William Cluett

William Cluett

Department of Chemical Engineering & Applied Chemistry

Faculty of Applied Science & Engineering

William Cluett is a Professor in the Department of Chemical Engineering & Applied Chemistry in the Faculty of Applied Science & Engineering. He received his BSc in Chemical Engineering from Queen’s University (Kingston, ON) in 1981 and his PhD in Chemical Engineering from the University of Alberta (Edmonton, AB) in 1986. Upon graduation from Queen’s, he won the B.E.C. Joyce Memorial Award for being the outstanding graduate in Chemical Engineering in the opinion of his classmates and departmental staff. During his graduate studies at Alberta, he was the holder of an NSERC 1967 Science and Engineering Scholarship. Upon completion of his PhD, he joined the University of Toronto where he has been teaching for more than 30 years. From a very early stage in his career, he has been involved in academic leadership positions and engaged in teaching and learning.

Professor Cluett served the Faculty of Applied Science & Engineering as Chair, First Year from 1997 to 2003; Vice-Dean from 1998 to 2001; Vice-Dean, Undergraduate from 2001 to 2003; and Chair, Division of Engineering Science from 2005 to 2011. Through these academic leadership positions, he has made many teaching and learning contributions within the curriculum and in an outreach capacity and to professional engineering practice. On the curriculum side, he led the development, adoption, and implementation of the Faculty’s flagship first-year design and communications course, Engineering Strategies and Practice (ESP).

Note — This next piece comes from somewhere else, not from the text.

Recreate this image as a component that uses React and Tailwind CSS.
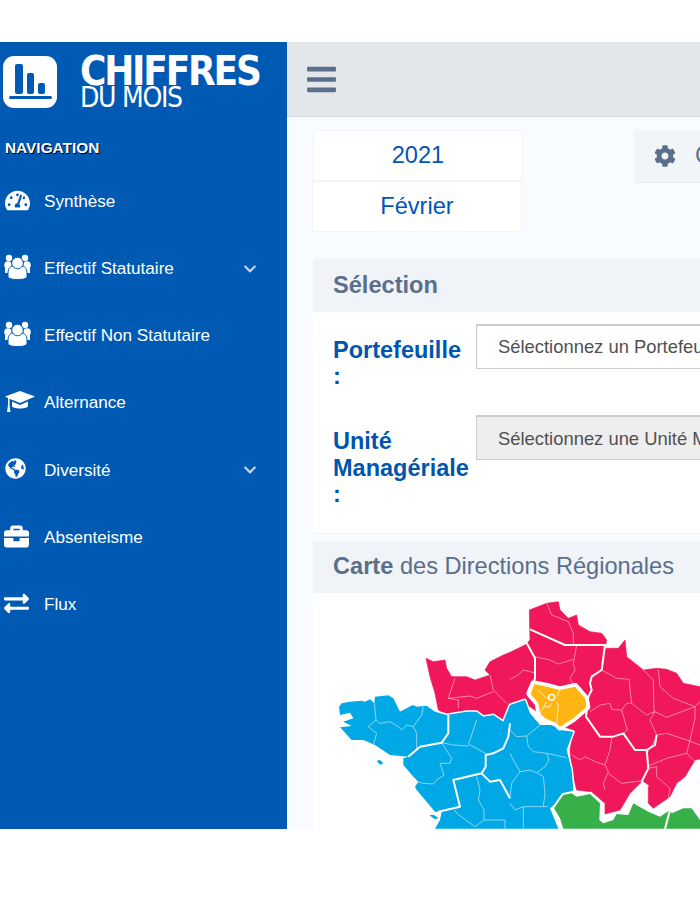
import React from 'react';
import {
  FaBars,
  FaBriefcase,
  FaChevronDown,
  FaCog,
  FaExchangeAlt,
  FaGlobeAmericas,
  FaTachometerAlt
} from "react-icons/fa";

const PeopleIcon = ({ className }) => (
  <svg viewBox="0 0 27 26" className={className} fill="currentColor">
    <circle cx="5" cy="4" r="3.2" />
    <circle cx="21" cy="4" r="3.2" />
    <circle cx="4" cy="11" r="3.8" />
    <circle cx="23" cy="11" r="3.8" />
    <path d="M1 14h6v5H1z" />
    <path d="M20 14h6v5h-6z" />
    <path d="M4 19c0-5 3-7 5-7h9c2 0 5 2 5 7v3c0 2-2 3.500-9.500 3.500S4 24 4 22z" stroke="#005ab4" />
    <circle cx="13.500" cy="9" r="5.800" stroke="#005ab4" />
  </svg>
);

const CapIcon = ({ className }) => (
  <svg viewBox="0 0 30 21" className={className} fill="currentColor">
    <path d="M15 0 30 5.500 15 12 5 8v0L0 5.500z" />
    <path d="M7 10.500 15 14l8-3.500V15c0 1.500-3.500 2.500-8 2.500S7 16.500 7 15z" />
    <path d="M3 7h1.500v7l1 7H2l1-7z" />
  </svg>
);

const NAV_ITEMS = [
  { label: "Synthèse", icon: FaTachometerAlt, size: "w-[25px] h-[25px]" },
  { label: "Effectif Statutaire", icon: PeopleIcon, size: "w-[27px] h-[26px] -ml-[1px]", arrow: true },
  { label: "Effectif Non Statutaire", icon: PeopleIcon, size: "w-[27px] h-[26px] -ml-[1px]" },
  { label: "Alternance", icon: CapIcon, size: "w-[30px] h-[21px]" },
  { label: "Diversité", icon: FaGlobeAmericas, size: "w-[21px] h-[21px]", arrow: true },
  { label: "Absenteisme", icon: FaBriefcase, size: "w-[25px] h-[25px] -ml-[1px]" },
  { label: "Flux", icon: FaExchangeAlt, size: "w-[25px] h-[25px] -ml-[1px]" }
];

const BLUE = "57,350 65,340 90,335 125,332 135,335 150,328 163,340 165,320 205,316 220,325 240,365 278,345 290,350 320,347 345,365 380,375 440,365 470,365 490,380 520,375 550,395 570,345 615,330 630,370 660,405 700,405 720,420 760,425 740,480 755,540 760,600 710,640 690,655 715,716 345,716 360,690 365,665 345,665 290,600 285,590 295,575 280,560 250,525 250,505 265,500 210,495 165,465 130,450 95,450 60,412 95,408 70,395 100,385 90,368 60,375";
const RED = "318,205 340,215 375,210 380,235 395,260 440,260 465,270 510,255 495,240 510,215 550,195 570,187 615,165 630,150 628,60 680,40 715,35 720,60 745,85 770,75 775,105 810,125 845,130 860,150 855,175 895,175 915,150 920,200 970,240 1010,235 1040,238 1070,250 1090,280 1140,290 1270,290 1270,480 1125,510 1095,560 1070,580 1050,620 1000,655 985,640 985,590 965,575 930,610 900,660 855,672 855,640 815,605 770,600 755,540 750,480 760,420 700,400 630,350 570,345 550,395 520,375 490,380 470,365 440,365 380,375 355,360 345,310 330,260";
const GREEN = "702,655 730,615 755,610 770,620 810,612 840,640 838,690 850,700 880,690 890,672 925,675 940,640 985,665 1020,680 1050,660 1055,670 1090,655 1115,655 1140,690 1140,716 730,716 720,685";
const YELLOW = "630,310 642,282 680,290 720,300 765,290 795,325 800,350 760,385 720,410 710,400 675,385 660,370 655,340";

const THICK_LINES = [
  "385,375 385,430 365,458 300,470 265,500",
  "570,400 565,440 550,475 520,490 497,495 497,530 485,550 400,570 420,650 355,665",
  "485,550 510,575 540,570 570,625",
  "630,118 735,165 855,165 845,240 815,260 810,280 815,300 805,320 798,380 840,440 880,440 910,430 945,480 980,480 1005,465 1010,435",
  "980,480 985,535 965,575 985,590",
  "618,155 645,205 645,265 630,310",
  "1050,660 1035,716"
];

const THIN_BLUE = [
  "163,340 168,390 180,400 210,395 235,410 245,420 260,405 280,410 305,375 310,350",
  "168,390 145,410 170,430 160,465",
  "280,410 290,430 290,480",
  "365,458 395,505 390,520 360,520 372,555 350,570 340,582 310,580 290,575",
  "470,390 450,450 445,462 500,492",
  "365,458 400,465 445,468",
  "470,560 480,600 475,630 492,660 492,690 465,710 410,670 405,660",
  "492,690 555,690 555,716",
  "570,420 590,440 620,438 660,405",
  "620,438 625,470 640,485 680,490 740,503",
  "680,490 687,510 675,530 650,548 670,560 675,610 670,648",
  "570,490 580,510 600,545 585,565 575,580 570,620",
  "600,545 630,540 650,548",
  "570,640 585,660 610,650 685,650",
  "610,650 610,716"
];

const THIN_RED = [
  "680,40 695,75 745,95 760,130 760,165",
  "770,165 760,220 765,240 750,265 760,285",
  "645,200 690,210 715,222 760,208",
  "570,268 595,255 610,240 642,248",
  "510,255 520,300 560,340",
  "405,265 385,325 415,330 415,355",
  "385,325 450,318 470,325 520,305",
  "845,240 890,265 928,268 930,300 935,340 980,375 1005,365 1040,382 1125,350 1140,335",
  "970,240 1000,270 1002,365",
  "1015,240 1020,290 1060,325 1125,350 1125,385 1110,450 1100,490 1125,515",
  "810,365 840,345 870,340 875,358 905,360 920,340 935,340",
  "905,360 922,420 910,430",
  "1005,365 990,390 1010,435 1000,460 980,490",
  "1010,435 1040,430 1100,450 1140,465",
  "980,530 1040,505 1100,490",
  "875,445 870,480 855,525 865,545 850,580 855,600",
  "855,525 825,515 795,500 780,510 755,495",
  "865,550 905,580 970,572",
  "985,535 1010,530 1010,560 1050,595 1045,625"
];

const THIN_YELLOW = [
  "655,300 680,325 695,322",
  "720,300 710,320",
  "680,335 660,370",
  "710,335 715,345 710,400",
  "695,340 690,350 672,350"
];

const FranceMap = () => (
  <svg viewBox="0 9 1260 708" className="block ml-[7px] w-[420px] h-[236px] shrink-0">
    <polygon points={RED} fill="#f0175a" stroke="#f0175a" strokeLinejoin="round" strokeWidth="2" />
    <polygon points={BLUE} fill="#00a8e6" stroke="#fff" strokeLinejoin="round" strokeWidth="9" paintOrder="stroke" />
    <polygon points={GREEN} fill="#38b04a" stroke="#fff" strokeLinejoin="round" strokeWidth="12" paintOrder="stroke" />
    <polygon points={YELLOW} fill="#ffb612" stroke="#fff" strokeLinejoin="round" strokeWidth="22" paintOrder="stroke" />
    {THIN_BLUE.map((line) => (
      <polyline key={line} points={line} fill="none" stroke="#a5e0f6" strokeWidth="2.5" />
    ))}
    {THIN_RED.map((line) => (
      <polyline key={line} points={line} fill="none" stroke="#f99cb8" strokeWidth="2.5" />
    ))}
    {THIN_YELLOW.map((line) => (
      <polyline key={line} points={line} fill="none" stroke="#ffe9b0" strokeWidth="3" />
    ))}
    <circle cx="695" cy="322" r="9" fill="#ffb612" stroke="#fff" strokeWidth="4" />
    {THICK_LINES.map((line) => (
      <polyline key={line} points={line} fill="none" stroke="#fff" strokeWidth="6" strokeLinejoin="round" />
    ))}
    <polygon points="170,512 180,510 190,520 180,524" fill="#00a8e6" />
    <polygon points="328,676 340,674 356,684 345,688" fill="#00a8e6" />
  </svg>
);

const Logo = () => (
  <div className="flex items-start h-[74px] pt-[14px] pl-[3px]">
    <svg viewBox="0 0 54 52" className="w-[54px] h-[52px] shrink-0">
      <rect width="54" height="52" rx="11" fill="#fff" />
      <rect x="12" y="8" width="8" height="30" rx="2" fill="#005ab4" />
      <rect x="24" y="17" width="7" height="21" rx="2" fill="#005ab4" />
      <rect x="35" y="27" width="7" height="11" rx="2" fill="#005ab4" />
      <rect x="6" y="40" width="43" height="3" rx="1.500" fill="#005ab4" />
    </svg>
    <div className="ml-[23px] text-white font-['DejaVu_Sans_Condensed','DejaVu_Sans',sans-serif]">
      <div className="text-[40px] leading-[31px] font-bold tracking-[-2.2px] whitespace-nowrap">CHIFFRES</div>
      <div className="text-[28px] leading-[22px] tracking-[-1.3px] whitespace-nowrap">DU MOIS</div>
    </div>
  </div>
);

const Sidebar = () => (
  <aside className="w-[287px] shrink-0 bg-[#005ab4] text-white">
    <Logo />
    <h2 className="mt-[24px] ml-[5px] text-[15.4px] leading-[16px] font-bold [text-shadow:1px_1px_0_#000]">
      NAVIGATION
    </h2>
    <nav className="mt-[12px]">
      {NAV_ITEMS.map(({ label, icon: Icon, size, arrow }) => (
        <div key={label} className="flex items-center h-[67.2px] pl-[5px] pr-[30px]">
          <div className="w-[25px] shrink-0 -mt-[3px]">
            <Icon className={size} />
          </div>
          <span className="ml-[14px] text-[17.1px]">{label}</span>
          {arrow && <FaChevronDown className="ml-auto w-[14px] h-[14px] text-[#c3d4e8]" />}
        </div>
      ))}
    </nav>
  </aside>
);

const PanelHeader = ({ children }) => (
  <div className="h-[52.5px] flex items-center px-[20px] bg-[#f0f3f7] rounded-t-[4px] text-[23.6px] text-[#5a6f8c] whitespace-nowrap">
    {children}
  </div>
);

const SelectRow = ({ label, placeholder, disabled, className }) => (
  <div className={`flex items-start ${className}`}>
    <div className="w-[143px] shrink-0 pt-[13px] pr-[4px] text-[23.5px] leading-[26.4px] font-bold text-[#0056ae]">
      {label}
      <br />:
    </div>
    <div className={`w-[400px] h-[45px] flex items-center pl-[21px] border border-t-2 border-[#cccccc] text-[18.4px] text-[#505050] whitespace-nowrap ${disabled ? "bg-[#eeeeee]" : "bg-white"}`}>
      {placeholder}
    </div>
  </div>
);

const App = () => (
  <div className="w-[700px] h-[900px] bg-white overflow-hidden pt-[42px] font-['Liberation_Sans',sans-serif]">
    <div className="flex h-[787px]">
      <Sidebar />
      <main className="flex-1 min-w-0 bg-[#f8fbff] overflow-hidden">
        <header className="h-[75px] flex items-center pl-[20px] bg-[#e4e7ea] border-b border-[#d8dbde]">
          <FaBars className="w-[29px] h-[33px] text-[#5a6f8c]" />
        </header>

        <div className="w-[700px] pl-[26px]">
          <div className="flex items-start mt-[13px]">
            <div className="w-[210px]">
              <div className="h-[51px] flex items-center justify-center bg-white border border-[#f2f4f7] rounded-t-[4px] text-[23.6px] text-[#0056b8]">
                2021
              </div>
              <div className="h-[51px] flex items-center justify-center -ml-[1px] mr-[1px] bg-white border border-[#f2f4f7] text-[23.6px] text-[#0056b8]">
                Février
              </div>
            </div>
            <div className="ml-[111px] w-[200px] h-[53px] flex items-center gap-[19px] pl-[20px] bg-[#f2f5f8] border-b border-[#e8ebef] rounded-[4px] text-[23.6px] text-[#5a6f8c]">
              <FaCog className="w-[22px] h-[22px] shrink-0" />
              <span>Configuration</span>
            </div>
          </div>

          <section className="mt-[27px]">
            <PanelHeader><b>Sélection</b></PanelHeader>
            <div className="h-[222px] pl-[20px] pt-[12px] bg-white border-b border-[#f2f4f7]">
              <SelectRow label="Portefeuille" placeholder="Sélectionnez un Portefeuille" />
              <SelectRow label="Unité Managériale" placeholder="Sélectionnez une Unité Managériale" disabled className="mt-[26px]" />
            </div>
          </section>

          <section className="mt-[7px]">
            <PanelHeader><span><b>Carte</b> des Directions Régionales</span></PanelHeader>
            <div className="bg-white">
              <FranceMap />
            </div>
          </section>
        </div>
      </main>
    </div>
  </div>
);

export default App;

He also led the development of the innovative Engineering Science Major in Mathematics, Statistics, and Finance. He oversaw a significant expansion of summer research opportunities for undergraduate students both across Canada and abroad, which contributed to the Division of Engineering Science winning the University’s Northrop Frye Award for the Integration of Teaching and Research. In terms of outreach, he led the development and launching of the Faculty’s acclaimed Da Vinci Engineering Enrichment Program (DEEP), and in terms of professional practice, he guided the Division of Engineering Science through a challenging accreditation period and led changes to both the curriculum and its delivery to put it on a solid foundation for years to come.

In terms of his own teaching achievements in the classroom, Professor Cluett has been using active learning and computer-based simulation in his classroom for decades. He created and teaches a first-year Engineering Mathematics and Computation course that uniquely integrates theory and computation while making meaningful connections with courses being taken by his students in the same semester. He has received the Department of Chemical Engineering & Applied Chemistry’s Bill Burgess Teacher of the Year Award for Large Classes in recognition of his outstanding instruction in his home department and the Faculty of Applied Science & Engineering’s Sustained Excellence in Teaching Award, recognizing a faculty member who has demonstrated excellence in teaching over the course of at least 15 years. He is a Fellow of the Chemical Institute of Canada and a Fellow of the American Association for the Advancement of Science.